# Barn Finds!



## jrassett (Jul 17, 2013)

was picking out at a farm house last weekend and came across a stash of 50's/60's bikes, wanted to show ya'll a few I picked out. First ones a early 60's Schwinn American, really dirty with a few dents in the fenders but otherwise not to bad. second is an old seatless Sears something, last one is a J.C Higgins, thought it was too cool set up like it was so Im leavin it! Figure Il make the shiney parts shiney again and leave the paint the way it is. If ya look at the last picture it has a vintage license attached under the badge still.

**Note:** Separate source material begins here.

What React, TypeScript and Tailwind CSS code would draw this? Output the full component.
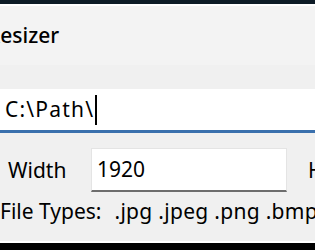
export default function App() {
  const font = { fontFamily: '"Noto Sans", "Open Sans", sans-serif' };

  return (
    <div
      className="flex h-[250px] w-[315px] flex-col overflow-hidden bg-[#f0f0f0] text-black"
      style={font}
    >
      {/* window top edge */}
      <div className="h-[4px] shrink-0 bg-[#0d1b26]" />
      <div className="h-[2px] shrink-0 bg-white" />

      {/* title */}
      <div className="flex h-[59px] shrink-0 items-center bg-[#f3f3f3]">
        <span className="-ml-[13px] text-[21px] font-medium leading-none">Resizer</span>
      </div>

      <div className="h-[24px] shrink-0" />

      {/* path input */}
      <div className="flex h-[44px] shrink-0 items-center border-b-[3px] border-[#3a70ad] bg-white pl-[5px]">
        <span className="text-[21px] leading-none tracking-[1.2px]">C:\Path\</span>
        <span className="ml-[1px] h-[30px] w-[2px] bg-black" />
      </div>

      <div className="h-[15px] shrink-0" />

      {/* width row */}
      <div className="flex h-[44px] shrink-0 items-center whitespace-nowrap">
        <span className="ml-[8px] w-[83px] shrink-0 text-[21px] leading-none">Width</span>
        <div className="flex h-full w-[196px] shrink-0 items-center border border-b-[2px] border-[#e4e4e4] border-b-[#6d6d6d] bg-white pl-[5px]">
          <span className="text-[21px] leading-none">1920</span>
        </div>
        <span className="ml-[21px] shrink-0 text-[21px] leading-none">Height</span>
      </div>

      {/* file types */}
      <div className="mt-[9px] flex shrink-0 items-center whitespace-nowrap text-[21px] leading-none">
        <span>File Types:</span>
        <span className="ml-[13px] tracking-[0.3px]">.jpg .jpeg .png .bmp</span>
      </div>

      <div className="flex-1" />
      <div className="h-[2px] shrink-0 bg-white" />
      <div className="h-[7px] shrink-0 bg-black" />
    </div>
  );
}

Not sure what year it is.. Thanks for lookin


----------



## daved66 (Jul 17, 2013)

very nice, love the license plate tag.  good job, nice picks


----------



## rollfaster (Jul 20, 2013)

*barn finds*

love the american.you can never go wrong with a black schwinn.


----------



## schwinnbikebobb (Jul 20, 2013)

Cool!  Check the fork on the Sears. Seems bent back a little.


----------



## rustjunkie (Jul 20, 2013)

57 spitfire said:


> love the american.you can never go wrong with a black schwinn.




+1
Solid classic


----------



## jrassett (Jul 22, 2013)

Thanks! The American was my favorite too. Il have to check the fork, the sears bike got stashed in the garage until I can make room. Also picked up 2 Schwinn Hollywood's and an late 40s mystery brand for my wife. Anyone recognize this frame?


----------